Afin d’améliorer le suivi de patients atteints d’une maladie hépatique cholestatique, une méthode non invasive en temps réel pour apprécier les dépôts de bilirubine et la progression de la maladie serait d’une grande aide. Ces patients sont habituellement soumis à des prélèvements sanguins multiples par ponction veineuse pour suivre la progression de leur maladie.
DIAGNOdent est, à l’origine, un dispositif d’aide au diagnostic de la présence de caries basé sur la détection de la porphyrine issue du métabolisme bactérien, en utilisant la fluorescence laser. Cet équipement émet un rayon laser à une longueur d’onde de 655 nm qui interagit avec la porphyrine, et la fluorescence provenant de cette interaction est mesurée quantitativement. Plus la concentration de porphyrine est élevée, plus les valeurs de fluorescence obtenues sont élevées. Or, il existe aussi une interaction entre cette émission laser et la bile, qui est également mesurable quantitativement.

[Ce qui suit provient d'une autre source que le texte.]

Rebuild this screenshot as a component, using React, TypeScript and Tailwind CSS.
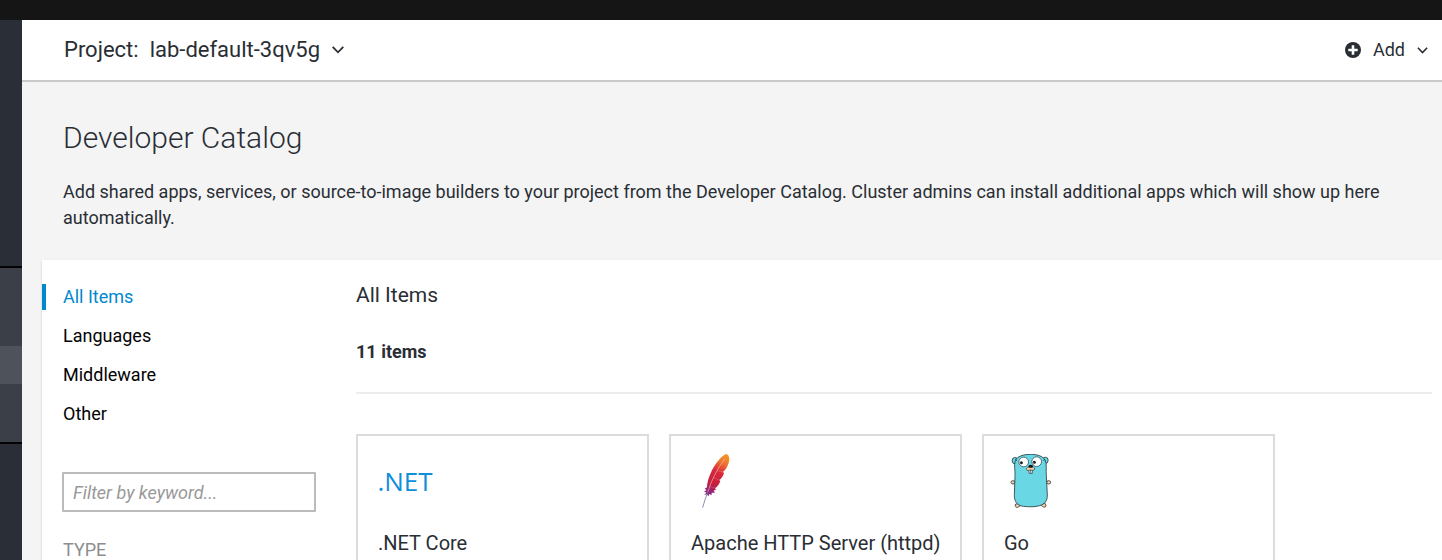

Cette étude a été conçue pour vérifier si le tissu dentaire serait perméable à la bilirubine, dans une situation expérimentale dans laquelle on observerait une augmentation progressive de bilirubine sérique, et de vérifier la validité de l’utilisation du DIAGNOdent pour le suivi.
Après avoir confirmé la capacité de DIAGNOdent à mesurer des concentrations biliaires variables in vitro, un modèle animal de maladie hépatique cholestatique a été mis au point pour détecter une augmentation de l’imprégnation de la bilirubine dans les dents de rats. Trois groupes de rats Wistar ont été étudiés : groupe 1, rats soumis à une ligature des canaux biliaires après laparotomie ; groupe 2, rats naïfs sans procédure ; groupe 3, rats soumis à une laparotomie sans ligature des canaux biliaires. Les dents des rats des trois groupes ont été analysées à l’aide de DIAGNOdent avant la procédure et à J 10 et J 50 après la chirurgie. La bilirubine sérique a également été mesurée.
Les tests in vitro ont confirmé que DIAGNOdent détectait la bile en fonction de sa concentration. Le modèle de ligature a bien entraîné un dysfonctionnement hépatique progressif, la mort survenant environ 50 jours plus tard. Les valeurs de DIAGNOdent obtenues sur les dents ont montré une corrélation avec la progression de l’hyperbilirubinémie sérique.
Commentaire
Examiner la dent pour surveiller une maladie systémique serait un concept nouveau et intéressant dans la pratique clinique, les dents étant facilement accessibles et « analysables optiquement ». Certaines études ont déjà montré que la modification de l’aspect des dents pouvait être un indicateur clinique de l’évolution péjorative de certaines maladies hépatiques, comme l’apparition de taches verdâtres. La rareté des études sur ce sujet a probablement résulté de limites technologiques du matériel de diagnostic. Les progrès actuels en odontologie incorporent de plus en plus de nouvelles technologies, notamment dans le domaine de l’analyse optique.
Les résultats de cette étude sont encourageants, le tissu dentaire s’étant révélé un bon tissu pour surveiller de manière non invasive la progression de la bilirubinémie dans ce modèle de maladie hépatique cholestatique. Le passage à une application chez l’homme est encore lointain, mais ce type d’étude ne fait que renforcer la transformation des chirurgiens-dentistes en médecins de la bouche.